» Aim: Transcribe all the entries word for word, skipping the pictures.

» Provided material:

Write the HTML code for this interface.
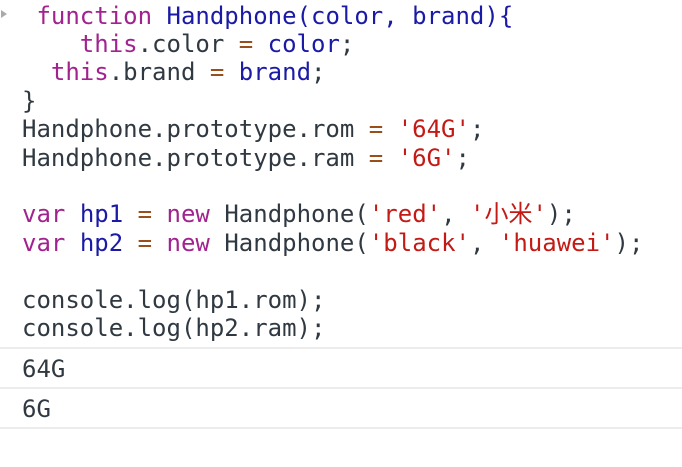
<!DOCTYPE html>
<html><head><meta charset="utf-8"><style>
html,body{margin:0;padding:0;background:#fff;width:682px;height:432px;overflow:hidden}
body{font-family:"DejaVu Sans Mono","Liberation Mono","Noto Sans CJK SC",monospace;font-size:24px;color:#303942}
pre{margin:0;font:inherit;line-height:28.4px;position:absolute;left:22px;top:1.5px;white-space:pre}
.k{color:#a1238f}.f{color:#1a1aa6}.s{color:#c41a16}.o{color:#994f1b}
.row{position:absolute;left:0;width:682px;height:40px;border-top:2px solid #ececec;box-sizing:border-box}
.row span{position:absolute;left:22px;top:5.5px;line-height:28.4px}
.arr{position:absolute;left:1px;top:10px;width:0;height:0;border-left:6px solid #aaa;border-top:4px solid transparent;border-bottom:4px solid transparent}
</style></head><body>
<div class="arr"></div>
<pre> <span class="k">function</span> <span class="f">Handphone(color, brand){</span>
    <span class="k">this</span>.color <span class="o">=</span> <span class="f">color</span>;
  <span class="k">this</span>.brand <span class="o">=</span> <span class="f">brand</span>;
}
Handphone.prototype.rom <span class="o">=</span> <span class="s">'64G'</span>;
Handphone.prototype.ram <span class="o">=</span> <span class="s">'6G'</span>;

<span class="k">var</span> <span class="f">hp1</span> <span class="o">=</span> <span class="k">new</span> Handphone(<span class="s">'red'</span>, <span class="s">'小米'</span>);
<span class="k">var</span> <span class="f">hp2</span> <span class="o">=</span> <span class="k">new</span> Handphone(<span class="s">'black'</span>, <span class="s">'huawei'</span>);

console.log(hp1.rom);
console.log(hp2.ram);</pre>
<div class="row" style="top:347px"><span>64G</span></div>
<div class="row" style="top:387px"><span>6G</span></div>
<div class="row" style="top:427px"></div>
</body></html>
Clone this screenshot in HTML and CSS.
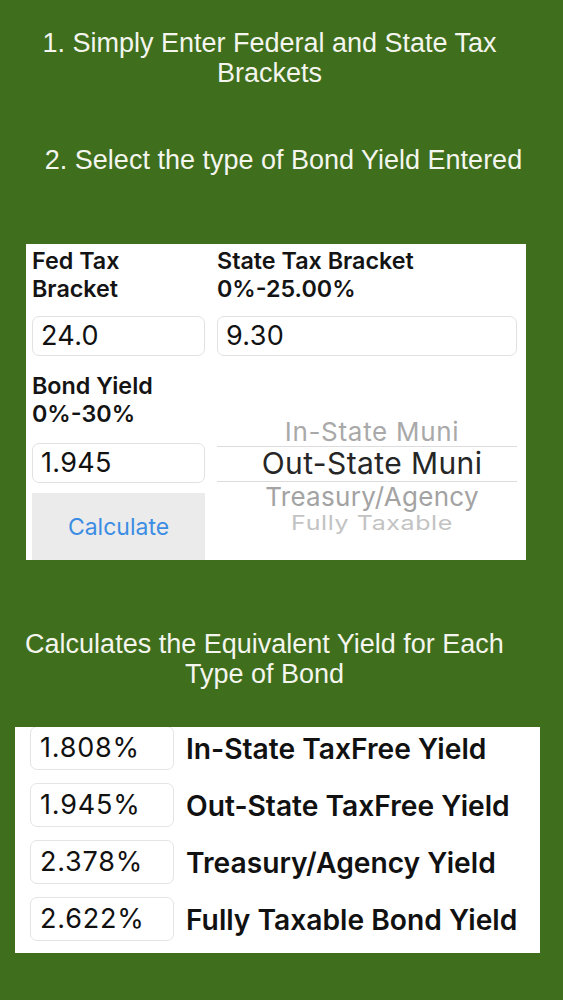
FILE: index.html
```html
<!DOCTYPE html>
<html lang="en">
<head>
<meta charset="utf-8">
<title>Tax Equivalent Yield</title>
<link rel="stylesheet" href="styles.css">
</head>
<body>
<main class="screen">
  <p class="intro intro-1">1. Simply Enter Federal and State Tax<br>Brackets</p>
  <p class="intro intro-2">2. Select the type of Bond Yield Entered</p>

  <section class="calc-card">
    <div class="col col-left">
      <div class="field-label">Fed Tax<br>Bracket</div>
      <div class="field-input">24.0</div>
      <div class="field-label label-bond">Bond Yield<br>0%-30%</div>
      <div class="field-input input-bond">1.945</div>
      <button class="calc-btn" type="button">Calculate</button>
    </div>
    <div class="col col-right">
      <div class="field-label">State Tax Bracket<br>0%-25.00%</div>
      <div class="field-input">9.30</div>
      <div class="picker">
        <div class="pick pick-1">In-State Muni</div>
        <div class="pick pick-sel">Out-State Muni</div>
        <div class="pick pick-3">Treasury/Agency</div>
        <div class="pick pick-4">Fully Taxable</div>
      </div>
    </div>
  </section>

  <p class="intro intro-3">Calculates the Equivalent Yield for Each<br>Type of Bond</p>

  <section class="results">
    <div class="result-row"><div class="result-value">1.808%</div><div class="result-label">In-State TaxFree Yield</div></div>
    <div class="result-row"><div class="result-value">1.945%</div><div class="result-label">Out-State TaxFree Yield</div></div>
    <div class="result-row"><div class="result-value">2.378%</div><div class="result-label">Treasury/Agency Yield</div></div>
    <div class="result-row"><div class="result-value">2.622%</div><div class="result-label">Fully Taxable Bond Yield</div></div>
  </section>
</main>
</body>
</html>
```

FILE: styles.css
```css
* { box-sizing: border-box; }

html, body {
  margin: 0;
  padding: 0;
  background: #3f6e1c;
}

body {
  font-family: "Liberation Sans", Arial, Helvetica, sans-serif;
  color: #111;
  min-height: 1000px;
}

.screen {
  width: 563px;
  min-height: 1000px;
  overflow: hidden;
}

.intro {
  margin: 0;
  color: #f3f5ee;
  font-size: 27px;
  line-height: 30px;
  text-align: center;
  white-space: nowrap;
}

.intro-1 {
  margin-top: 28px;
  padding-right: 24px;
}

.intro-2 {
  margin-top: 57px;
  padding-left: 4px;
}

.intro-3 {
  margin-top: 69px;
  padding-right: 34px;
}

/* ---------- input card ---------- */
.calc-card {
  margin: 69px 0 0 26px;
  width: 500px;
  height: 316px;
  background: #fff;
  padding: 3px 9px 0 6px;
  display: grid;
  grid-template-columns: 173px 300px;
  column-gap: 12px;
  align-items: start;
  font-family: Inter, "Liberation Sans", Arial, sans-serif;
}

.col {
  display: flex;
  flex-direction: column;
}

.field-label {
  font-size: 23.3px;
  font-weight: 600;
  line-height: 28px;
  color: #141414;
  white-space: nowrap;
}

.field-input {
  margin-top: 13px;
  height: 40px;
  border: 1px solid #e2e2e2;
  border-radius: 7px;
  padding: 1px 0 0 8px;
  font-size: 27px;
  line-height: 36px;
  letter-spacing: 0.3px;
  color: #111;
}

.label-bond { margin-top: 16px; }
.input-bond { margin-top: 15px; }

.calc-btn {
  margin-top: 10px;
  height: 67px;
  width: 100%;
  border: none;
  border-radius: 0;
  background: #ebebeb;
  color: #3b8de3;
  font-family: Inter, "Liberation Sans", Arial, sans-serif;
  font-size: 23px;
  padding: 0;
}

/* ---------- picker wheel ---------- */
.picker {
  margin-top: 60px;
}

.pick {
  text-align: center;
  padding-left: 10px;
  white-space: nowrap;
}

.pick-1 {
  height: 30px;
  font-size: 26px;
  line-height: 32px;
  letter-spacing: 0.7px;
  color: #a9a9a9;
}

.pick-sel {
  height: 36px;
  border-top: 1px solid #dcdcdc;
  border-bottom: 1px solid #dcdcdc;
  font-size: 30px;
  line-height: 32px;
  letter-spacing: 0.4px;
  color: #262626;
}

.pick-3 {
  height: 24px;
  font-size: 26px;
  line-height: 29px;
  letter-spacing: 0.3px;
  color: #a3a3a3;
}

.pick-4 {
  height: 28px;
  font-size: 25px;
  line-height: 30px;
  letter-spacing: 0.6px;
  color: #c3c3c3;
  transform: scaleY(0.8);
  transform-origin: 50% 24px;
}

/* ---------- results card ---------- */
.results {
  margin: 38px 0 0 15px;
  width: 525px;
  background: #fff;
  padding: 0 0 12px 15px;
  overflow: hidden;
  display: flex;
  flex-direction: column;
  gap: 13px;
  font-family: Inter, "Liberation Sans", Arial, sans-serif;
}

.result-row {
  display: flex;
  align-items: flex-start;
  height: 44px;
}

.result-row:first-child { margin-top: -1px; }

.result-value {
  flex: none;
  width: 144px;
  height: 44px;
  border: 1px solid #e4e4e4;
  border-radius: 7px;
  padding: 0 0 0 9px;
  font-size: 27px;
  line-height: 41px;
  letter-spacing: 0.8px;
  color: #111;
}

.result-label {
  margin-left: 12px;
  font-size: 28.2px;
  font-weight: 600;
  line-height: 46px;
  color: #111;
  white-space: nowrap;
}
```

» Finished exercise:
Write the HTML code for this interface.
<!DOCTYPE html>
<html><head><meta charset="utf-8"><style>
html,body{margin:0;padding:0;background:#fff;width:682px;height:432px;overflow:hidden}
body{font-family:"DejaVu Sans Mono","Liberation Mono","Noto Sans CJK SC",monospace;font-size:24px;color:#303942}
pre{margin:0;font:inherit;line-height:28.4px;position:absolute;left:22px;top:1.5px;white-space:pre}
.k{color:#a1238f}.f{color:#1a1aa6}.s{color:#c41a16}.o{color:#994f1b}
.row{position:absolute;left:0;width:682px;height:40px;border-top:2px solid #ececec;box-sizing:border-box}
.row span{position:absolute;left:22px;top:5.5px;line-height:28.4px}
.arr{position:absolute;left:1px;top:10px;width:0;height:0;border-left:6px solid #aaa;border-top:4px solid transparent;border-bottom:4px solid transparent}
</style></head><body>
<div class="arr"></div>
<pre> <span class="k">function</span> <span class="f">Handphone(color, brand){</span>
    <span class="k">this</span>.color <span class="o">=</span> <span class="f">color</span>;
  <span class="k">this</span>.brand <span class="o">=</span> <span class="f">brand</span>;
}
Handphone.prototype.rom <span class="o">=</span> <span class="s">'64G'</span>;
Handphone.prototype.ram <span class="o">=</span> <span class="s">'6G'</span>;

<span class="k">var</span> <span class="f">hp1</span> <span class="o">=</span> <span class="k">new</span> Handphone(<span class="s">'red'</span>, <span class="s">'小米'</span>);
<span class="k">var</span> <span class="f">hp2</span> <span class="o">=</span> <span class="k">new</span> Handphone(<span class="s">'black'</span>, <span class="s">'huawei'</span>);

console.log(hp1.rom);
console.log(hp2.ram);</pre>
<div class="row" style="top:347px"><span>64G</span></div>
<div class="row" style="top:387px"><span>6G</span></div>
<div class="row" style="top:427px"></div>
</body></html>
Clone this screenshot in HTML and CSS.
FILE: index.html
```html
<!DOCTYPE html>
<html lang="en">
<head>
<meta charset="utf-8">
<title>Tax Equivalent Yield</title>
<link rel="stylesheet" href="styles.css">
</head>
<body>
<main class="screen">
  <p class="intro intro-1">1. Simply Enter Federal and State Tax<br>Brackets</p>
  <p class="intro intro-2">2. Select the type of Bond Yield Entered</p>

  <section class="calc-card">
    <div class="col col-left">
      <div class="field-label">Fed Tax<br>Bracket</div>
      <div class="field-input">24.0</div>
      <div class="field-label label-bond">Bond Yield<br>0%-30%</div>
      <div class="field-input input-bond">1.945</div>
      <button class="calc-btn" type="button">Calculate</button>
    </div>
    <div class="col col-right">
      <div class="field-label">State Tax Bracket<br>0%-25.00%</div>
      <div class="field-input">9.30</div>
      <div class="picker">
        <div class="pick pick-1">In-State Muni</div>
        <div class="pick pick-sel">Out-State Muni</div>
        <div class="pick pick-3">Treasury/Agency</div>
        <div class="pick pick-4">Fully Taxable</div>
      </div>
    </div>
  </section>

  <p class="intro intro-3">Calculates the Equivalent Yield for Each<br>Type of Bond</p>

  <section class="results">
    <div class="result-row"><div class="result-value">1.808%</div><div class="result-label">In-State TaxFree Yield</div></div>
    <div class="result-row"><div class="result-value">1.945%</div><div class="result-label">Out-State TaxFree Yield</div></div>
    <div class="result-row"><div class="result-value">2.378%</div><div class="result-label">Treasury/Agency Yield</div></div>
    <div class="result-row"><div class="result-value">2.622%</div><div class="result-label">Fully Taxable Bond Yield</div></div>
  </section>
</main>
</body>
</html>
```

FILE: styles.css
```css
* { box-sizing: border-box; }

html, body {
  margin: 0;
  padding: 0;
  background: #3f6e1c;
}

body {
  font-family: "Liberation Sans", Arial, Helvetica, sans-serif;
  color: #111;
  min-height: 1000px;
}

.screen {
  width: 563px;
  min-height: 1000px;
  overflow: hidden;
}

.intro {
  margin: 0;
  color: #f3f5ee;
  font-size: 27px;
  line-height: 30px;
  text-align: center;
  white-space: nowrap;
}

.intro-1 {
  margin-top: 28px;
  padding-right: 24px;
}

.intro-2 {
  margin-top: 57px;
  padding-left: 4px;
}

.intro-3 {
  margin-top: 69px;
  padding-right: 34px;
}

/* ---------- input card ---------- */
.calc-card {
  margin: 69px 0 0 26px;
  width: 500px;
  height: 316px;
  background: #fff;
  padding: 3px 9px 0 6px;
  display: grid;
  grid-template-columns: 173px 300px;
  column-gap: 12px;
  align-items: start;
  font-family: Inter, "Liberation Sans", Arial, sans-serif;
}

.col {
  display: flex;
  flex-direction: column;
}

.field-label {
  font-size: 23.3px;
  font-weight: 600;
  line-height: 28px;
  color: #141414;
  white-space: nowrap;
}

.field-input {
  margin-top: 13px;
  height: 40px;
  border: 1px solid #e2e2e2;
  border-radius: 7px;
  padding: 1px 0 0 8px;
  font-size: 27px;
  line-height: 36px;
  letter-spacing: 0.3px;
  color: #111;
}

.label-bond { margin-top: 16px; }
.input-bond { margin-top: 15px; }

.calc-btn {
  margin-top: 10px;
  height: 67px;
  width: 100%;
  border: none;
  border-radius: 0;
  background: #ebebeb;
  color: #3b8de3;
  font-family: Inter, "Liberation Sans", Arial, sans-serif;
  font-size: 23px;
  padding: 0;
}

/* ---------- picker wheel ---------- */
.picker {
  margin-top: 60px;
}

.pick {
  text-align: center;
  padding-left: 10px;
  white-space: nowrap;
}

.pick-1 {
  height: 30px;
  font-size: 26px;
  line-height: 32px;
  letter-spacing: 0.7px;
  color: #a9a9a9;
}

.pick-sel {
  height: 36px;
  border-top: 1px solid #dcdcdc;
  border-bottom: 1px solid #dcdcdc;
  font-size: 30px;
  line-height: 32px;
  letter-spacing: 0.4px;
  color: #262626;
}

.pick-3 {
  height: 24px;
  font-size: 26px;
  line-height: 29px;
  letter-spacing: 0.3px;
  color: #a3a3a3;
}

.pick-4 {
  height: 28px;
  font-size: 25px;
  line-height: 30px;
  letter-spacing: 0.6px;
  color: #c3c3c3;
  transform: scaleY(0.8);
  transform-origin: 50% 24px;
}

/* ---------- results card ---------- */
.results {
  margin: 38px 0 0 15px;
  width: 525px;
  background: #fff;
  padding: 0 0 12px 15px;
  overflow: hidden;
  display: flex;
  flex-direction: column;
  gap: 13px;
  font-family: Inter, "Liberation Sans", Arial, sans-serif;
}

.result-row {
  display: flex;
  align-items: flex-start;
  height: 44px;
}

.result-row:first-child { margin-top: -1px; }

.result-value {
  flex: none;
  width: 144px;
  height: 44px;
  border: 1px solid #e4e4e4;
  border-radius: 7px;
  padding: 0 0 0 9px;
  font-size: 27px;
  line-height: 41px;
  letter-spacing: 0.8px;
  color: #111;
}

.result-label {
  margin-left: 12px;
  font-size: 28.2px;
  font-weight: 600;
  line-height: 46px;
  color: #111;
  white-space: nowrap;
}
```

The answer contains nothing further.